Both these battles – over eurozone budgetary pooling and next year’s Italian budget – hinge, for now at least, on the ECB’s next move. Rome is openly calling for Draghi to keep printing money during 2019 and beyond, so as to douse down Italy’s increasingly angst-ridden bond markets. Bundesbank president Jens Weidmann, meanwhile, is crying foul.
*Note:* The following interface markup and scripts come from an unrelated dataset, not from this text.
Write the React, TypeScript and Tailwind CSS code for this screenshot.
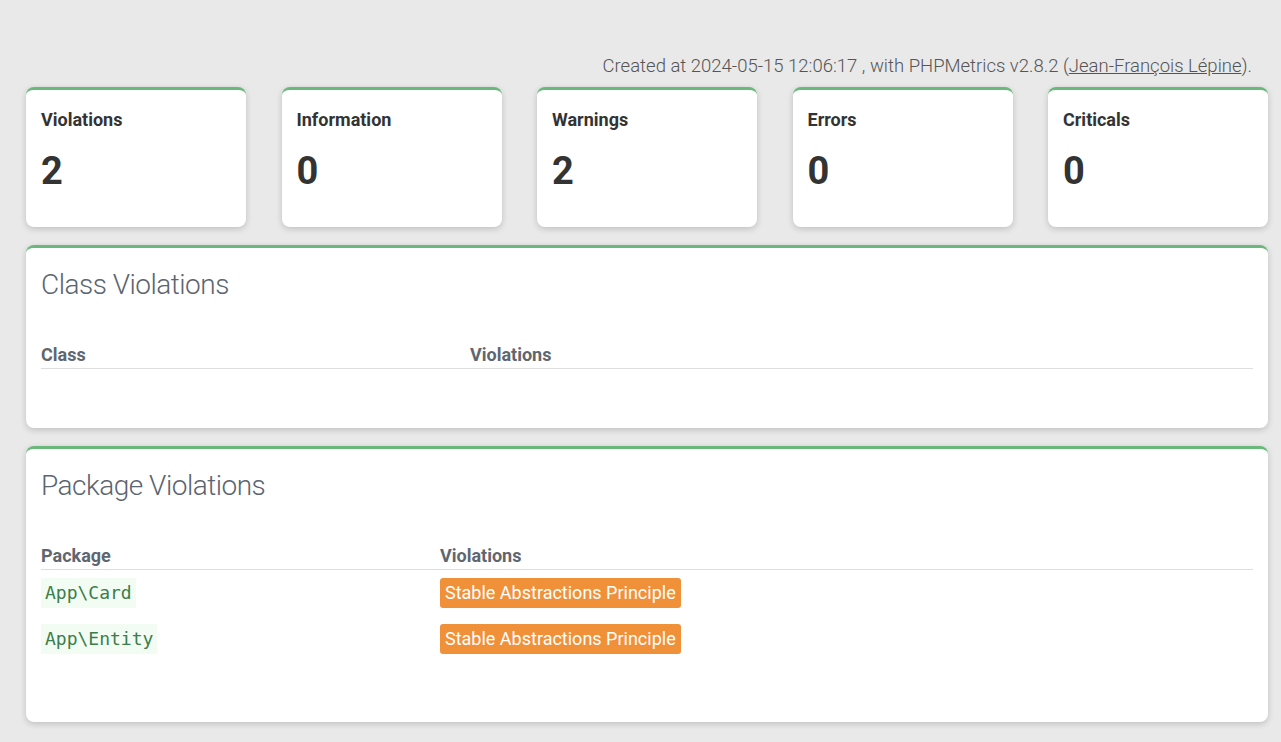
const STATS = [
  { label: 'Violations', value: 2 },
  { label: 'Information', value: 0 },
  { label: 'Warnings', value: 2 },
  { label: 'Errors', value: 0 },
  { label: 'Criticals', value: 0 },
];

const PACKAGES = ['App\\Card', 'App\\Entity'];

function Panel({ title, children, className = '' }: { title: string; children: React.ReactNode; className?: string }) {
  return (
    <section
      className={`bg-white rounded-lg border-t-[3px] border-[#68b97a] shadow-[0_2px_6px_rgba(0,0,0,0.18)] px-[15px] ${className}`}
    >
      <h2 className="text-[28px] font-light text-[#5b6470] tracking-[-0.5px] leading-[34px] pt-[20px]">{title}</h2>
      {children}
    </section>
  );
}

export default function App() {
  return (
    <div className="min-h-screen bg-[#e9e9e9] pl-[26px] pr-[13px] pt-[54px] pb-[20px] font-['Roboto',sans-serif] text-[#333]">
      <p className="text-right text-[18.5px] font-light text-[#555] pr-[16px] leading-[24px]">
        Created at 2024-05-15 12:06:17 , with PHPMetrics v2.8.2 (<span className="underline">Jean-François Lépine</span>).
      </p>

      {/* Summary cards */}
      <div className="grid grid-cols-5 gap-[35.5px] mt-[9px]">
        {STATS.map(({ label, value }) => (
          <div
            key={label}
            className="bg-white h-[140px] rounded-lg border-t-[3px] border-[#68b97a] shadow-[0_2px_6px_rgba(0,0,0,0.18)] px-[15px] pt-[19px]"
          >
            <h3 className="text-[18px] font-bold leading-[22px] text-[#333]">{label}</h3>
            <div className="text-[38px] font-bold leading-[46px] mt-[17px] text-[#333]">{value}</div>
          </div>
        ))}
      </div>

      {/* Class violations */}
      <Panel title="Class Violations" className="mt-[18px] h-[183px]">
        <table className="w-full mt-[42px] text-[18px]">
          <thead>
            <tr className="border-b border-[#dedede] text-left text-[#5f6670]">
              <th className="w-[429px] font-bold pb-[2px] leading-[22px]">Class</th>
              <th className="font-bold pb-[2px] leading-[22px]">Violations</th>
            </tr>
          </thead>
          <tbody />
        </table>
      </Panel>

      {/* Package violations */}
      <Panel title="Package Violations" className="mt-[18px] h-[276px]">
        <table className="w-full mt-[42px] text-[18px]">
          <thead>
            <tr className="border-b border-[#dedede] text-left text-[#5f6670]">
              <th className="w-[399px] font-bold pb-[2px] leading-[22px]">Package</th>
              <th className="font-bold pb-[2px] leading-[22px]">Violations</th>
            </tr>
          </thead>
          <tbody>
            {PACKAGES.map((pkg, i) => (
              <tr key={pkg}>
                <td className={`${i === 0 ? 'pt-[8px]' : 'pt-[16px]'} align-top`}>
                  <code className="inline-block bg-[#f2fcf2] text-[#3b7d4c] font-['DejaVu_Sans_Mono',monospace] text-[18px] leading-[30px] px-[4px]">
                    {pkg}
                  </code>
                </td>
                <td className={`${i === 0 ? 'pt-[8px]' : 'pt-[16px]'} align-top`}>
                  <span className="inline-block bg-[#f0913a] text-white rounded-[3px] text-[18px] leading-[30px] px-[5px]">
                    Stable Abstractions Principle
                  </span>
                </td>
              </tr>
            ))}
          </tbody>
        </table>
      </Panel>
    </div>
  );
}
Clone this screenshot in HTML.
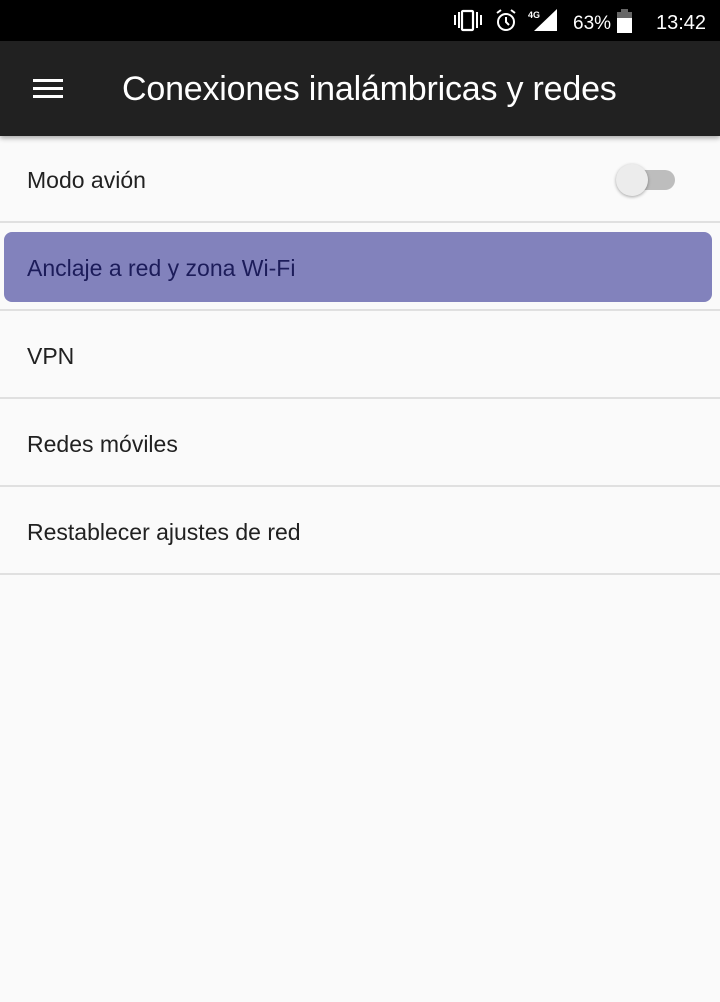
<!DOCTYPE html>
<html><head><meta charset="utf-8"><style>
body{margin:0;width:720px;height:1002px;background:#fafafa;font-family:"Liberation Sans",sans-serif;position:relative;overflow:hidden}
.sb{position:absolute;left:0;top:0;width:720px;height:41px;background:#000;color:#fff}
.tb{position:absolute;left:0;top:41px;width:720px;height:95px;background:#212121;box-shadow:0 2px 5px rgba(0,0,0,.35)}
.t{position:absolute;left:27px;font-size:23px;color:#212121;line-height:26px}
.d{position:absolute;left:0;width:720px;height:2px;background:#e0e0e0}
</style></head><body>
<div class="sb">
<svg width="720" height="41" style="position:absolute;left:0;top:0">
<rect x="454" y="15" width="2" height="10" fill="#fff"/><rect x="458" y="12" width="2" height="16" fill="#fff"/>
<rect x="462" y="11" width="11" height="19" rx="1" fill="none" stroke="#fff" stroke-width="2.2"/>
<rect x="476" y="12" width="2" height="16" fill="#fff"/><rect x="480" y="15" width="2" height="10" fill="#fff"/>
<circle cx="506" cy="22" r="8" fill="none" stroke="#fff" stroke-width="2"/>
<path d="M506 17v5l3 3M497 13l4-3M515 13l-4-3" stroke="#fff" stroke-width="2" fill="none"/>
<text x="528" y="18" font-size="9" font-weight="bold" fill="#fff" font-family="Liberation Sans">4G</text>
<path d="M534 31L557 9V31Z" fill="#fff"/>
<text x="573" y="29" font-size="19" fill="#fff" font-family="Liberation Sans">63%</text>
<rect x="617" y="12" width="15" height="21" fill="#fff"/><rect x="617" y="12" width="15" height="6" fill="#666"/><rect x="621" y="9" width="7" height="3" fill="#666"/>
<text x="656" y="29" font-size="20" fill="#fff" font-family="Liberation Sans">13:42</text>
</svg></div>
<div class="tb">
<div style="position:absolute;left:33px;top:38px;width:30px;height:3px;background:#fff;box-shadow:0 8px 0 #fff,0 16px 0 #fff"></div>
<div style="position:absolute;left:122px;top:29px;font-size:34px;color:#fff;line-height:38px;letter-spacing:-0.2px">Conexiones inalámbricas y redes</div>
</div>
<div class="t" style="top:167px">Modo avión</div>
<div style="position:absolute;left:618px;top:170px;width:57px;height:20px;border-radius:10px;background:#bdbdbd"></div>
<div style="position:absolute;left:616px;top:164px;width:32px;height:32px;border-radius:50%;background:#ececec;box-shadow:0 1px 3px rgba(0,0,0,.35)"></div>
<div class="d" style="top:221px"></div>
<div style="position:absolute;left:4px;top:232px;width:708px;height:70px;border-radius:8px;background:#8282bc"></div>
<div class="t" style="top:255px;color:#1c1c5a">Anclaje a red y zona Wi-Fi</div>
<div class="d" style="top:309px"></div>
<div class="t" style="top:343px">VPN</div>
<div class="d" style="top:397px"></div>
<div class="t" style="top:431px">Redes móviles</div>
<div class="d" style="top:485px"></div>
<div class="t" style="top:519px">Restablecer ajustes de red</div>
<div class="d" style="top:573px"></div>
</body></html>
The entire German establishment, of course, has been both mortified and deeply spooked by the recent electoral surge of Alternative fur Deutschland, a hard-Right party that resents not only QE and freedom of movement, but also Germany footing the broader region’s bills. Eurozone QE won’t be extended, then, without a major, market-spooking tussle. And Andrea Enria, the incoming head of the ECB’s supervisory arm, has just warned that the eurozone’s banking system, without a major clean-up that for a decade has been avoided, would “not survive the next crisis”.
What you’ve just read has barely featured in the mainstream UK media over recent weeks. Yet it is an axiomatic truth that the EU remains blighted not just by rising populist outrage, but by an ill-designed and deeply dysfunctional monetary union – a union that will lurch back into a fully-blown crisis, which it lacks the fiscal and monetary scope to tackle, when the next global economic downturn hits in 2019 or 2020.
This is the context in which British politicians are calling for a second referendum, lashing us to the EU. This is the background to Theresa May’s utter capitulation – backing a legally binding Withdrawal Agreement that vetoes a true Brexit and a non-binding “future relations” statement that’s nothing but warm words.